1. No empty data was found in each column so that the handling missing values process is no longer needed later.

##### **Duplicates Data**

Duplicate data refers to a data set that has identical values ​​in all or most of the features in the dataset. This is a problem in data analysis and can lead to inaccurate or biased results if not handled properly. Therefore, it is necessary to check for duplicate data.

In [3]:
print('Total duplicates is {} records.'.format(data.duplicated().sum()))
data[data.duplicated()].head()

Total duplicates is 77 records.


Unnamed: 0,Dependents,tenure,OnlineSecurity,OnlineBackup,InternetService,DeviceProtection,TechSupport,Contract,PaperlessBilling,MonthlyCharges,Churn
624,No,1,No internet service,No internet service,No,No internet service,No internet service,Month-to-month,No,19.65,No
701,No,41,No internet service,No internet service,No,No internet service,No internet service,Two year,No,20.65,No
786,No,1,No,No,Fiber optic,No,No,Month-to-month,Yes,69.65,Yes
951,No,1,No internet service,No internet service,No,No internet service,No internet service,Month-to-month,No,20.15,Yes
1266,No,1,No internet service,No internet service,No,No internet service,No internet service,Month-to-month,No,19.65,No


There were found 77 pieces of data that indicated duplicates. If you look at the 5 examples of data above, data is considered duplicate if most of the features have the same value as other data. However, a more precise assessment is whether these same values ​​are unique identifiers or not. Based on dataset this time, there are no features used as unique identifiers so data that is considered a duplicate of method `.duplicated()` does not need to be handled.
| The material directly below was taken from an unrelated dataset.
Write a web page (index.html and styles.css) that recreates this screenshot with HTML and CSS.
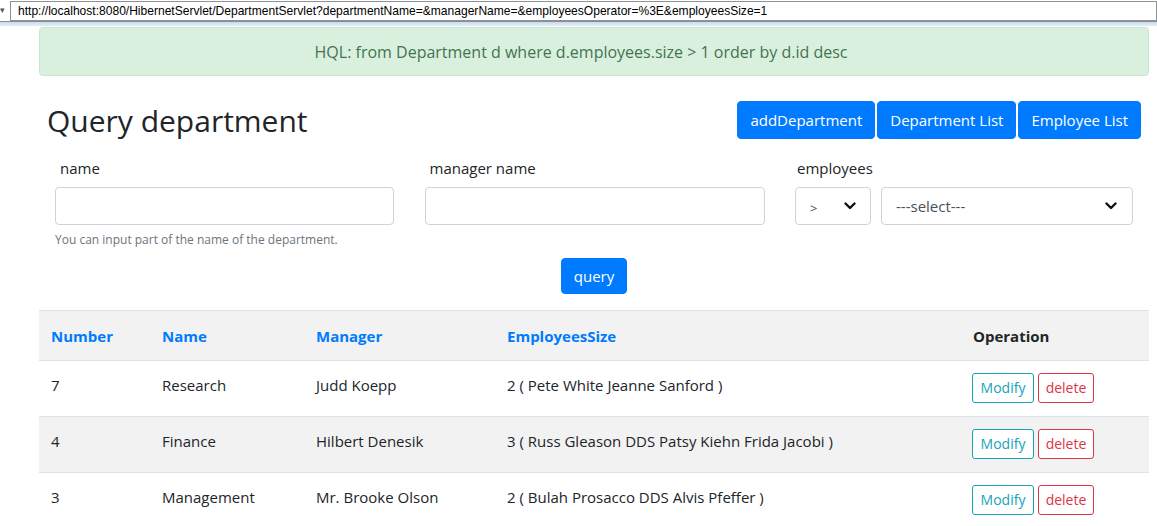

##### **Descriptive Statistics**

Descriptive statistics provide a summary and structure the characteristics of dataframe. In the case of numerical data, it will contain information about distribution, central tendency, and distribution. For those that are non-numeric, it contains information about the amount of data, the number of unique data, the mode, and the mode frequency.

In [4]:
for i, type in enumerate([['int','float'],['object']]):
    print('Descriptive Statistics on {} Features'.format('Numerical' if i == 0 else 'Categorical'))
    display(data.describe(include=type))

Descriptive Statistics on Numerical Features


Unnamed: 0,tenure,MonthlyCharges
count,4930.0,4930.0
mean,32.401217,64.883032
std,24.501193,29.92396
min,0.0,18.8
25%,9.0,37.05
50%,29.0,70.35
75%,55.0,89.85
max,72.0,118.65


Descriptive Statistics on Categorical Features


Unnamed: 0,Dependents,OnlineSecurity,OnlineBackup,InternetService,DeviceProtection,TechSupport,Contract,PaperlessBilling,Churn
count,4930,4930,4930,4930,4930,4930,4930,4930,4930
unique,2,3,3,3,3,3,3,2,2
top,No,No,No,Fiber optic,No,No,Month-to-month,Yes,No
freq,3446,2445,2172,2172,2186,2467,2721,2957,3614


Descriptive statistics can assist in an initial understanding of the characteristics of the data being analyzed.

##### **Data Formatting**

As previously explained, dataframe can be further optimized by changing its data type to the appropriate data type so that the memory capacity used becomes more efficient.

In [5]:
before = [data[j].dtype for j in data.columns]

for i in data.columns:
    if 'float' in str(data[i].dtype):
        data[i] = data[i].astype('float32')
    elif 'int' in str(data[i].dtype):
        n_bits = data[i].max().itemsize
        args = 'int8' if n_bits <= 8 else 'int16' if n_bits <= 16 else 'int32' if n_bits <= 32 else 'int64'
        data[i] = data[i].astype(args)
    else:
        args = 'category' if data[i].nunique() <= 10 else 'object'
        data[i] = data[i].astype('category')

items = [[
    col, 
    before[k], 
    data[col].dtype
] for k, col in enumerate(data.columns)]

display(pd.DataFrame(data=items,columns=[
    'Features',
    'Before',
    'After'
]))

data.info(verbose=False, memory_usage=True)

Unnamed: 0,Features,Before,After
0,Dependents,object,category
1,tenure,int64,int8
2,OnlineSecurity,object,category
3,OnlineBackup,object,category
4,InternetService,object,category
5,DeviceProtection,object,category
6,TechSupport,object,category
7,Contract,object,category
8,PaperlessBilling,object,category
9,MonthlyCharges,float64,float32


<class 'pandas.core.frame.DataFrame'>
RangeIndex: 4930 entries, 0 to 4929
Columns: 11 entries, Dependents to Churn
dtypes: category(9), float32(1), int8(1)
memory usage: 68.7 KB


It can be seen that the memory usage can be reduced to a minimum of 68.7 KB. This means that it is 6 times more efficient than the previous data type, which was 423.8 KB, thereby saving memory usage on the computer and allowing programs to run faster.